Version 4.0 of the author's pty package ([]) includes security tests which detect all possible forms of tty access, and which work on any BSD system. It is obscene that such measures have proven necessary. In the meantime, crackers from the Netherlands and elsewhere have broken into literally thousands of Internet accounts, taking advantage of tty security holes at will.
Under SunOS 4.1, BSD 4.4, and a few other systems, T access has been
removed. A process which opens /dev/tty
will get a
full-fledged descriptor to /dev/ttyp7
; there is no longer any
distinction between /dev/tty
and the real tty file it refers
to, except that /dev/tty
is always completely unprotected.
Any excuse for controlling terminals or POSIX sessions on the basis of
job control security is completely invalid. As pointed out by the author
in
How to add job control to a Unix system,
the job control system can be made much simpler, easier to use, and
simultaneously completely secure, with absolutely no help from cttys or
POSIX sessions. As suggested above, the controlling tty can be passed in
the TTY
environment variable. C (and T) access, as well as
POSIX sessions, can simply disappear.
(Apparently the disappearance of cttys and POSIX sessions would remove
absolutely no functionality, from either the user's or the application's
point of view; and of course it would make a much cleaner system and
standard if it were officially adopted. The author would greatly love to
hear from any proponents of POSIX sessions who can explain what features
they provide, especially in light of his new, simple, secure job control
system, when in fact vendors, programmers, and users wouldn't care if
setsid()
became a no-op.)
For backwards compatibility it would be useful to keep a
/dev/tty
device so that programs do not have to be changed to
use $TTY
. Applications running under the author's pty
program can normally access the tty through descriptor 3, so an easy
solution here is to let /dev/tty
be a simple driver which
dup()
s fd 3.
The only other useful function of a controlling terminal — viz., to
help the user categorize processes — is easily taken care of at user
level. ps
can use $TTY
for its output.
Accounting could be by pid (as it should be) instead of by the marginally
useful ac_tty
.
We're still left with O and P access — ttys are still in the
filesystem.
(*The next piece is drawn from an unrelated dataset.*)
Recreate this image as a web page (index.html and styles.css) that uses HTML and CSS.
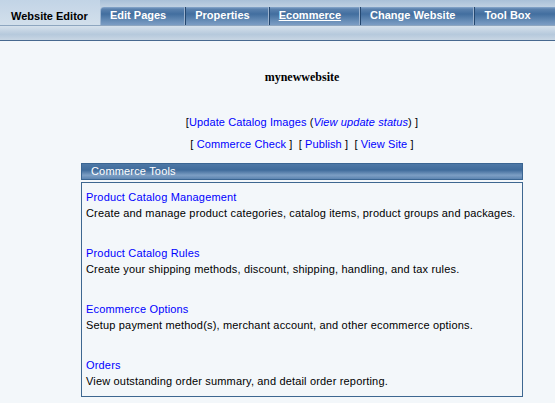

Given fd 3 support, programs which want to talk to the user
don't need to open()
ttys. The other use of ttys in the
filesystem is user-to-user communication, but there are several
replacement communication systems which depend on users running their own
daemons rather than having a writable tty file. So tty files can
disappear. Rather than opening tty files, programs can create ttys with a
new system call. Then ttys will be much more like pipes, which may be
accessed only through a pair of descriptors.
If these simplifications had been made when Unix was young, before it was used by millions of people, then maybe the controlling terminal horror story would not have lasted so long or caused so much damage. Fortunately, the story will end soon, as in October 1992 the author will distribute code which anyone can use to exploit these holes. Any vendor which wants to stay in business will fix its systems long before then.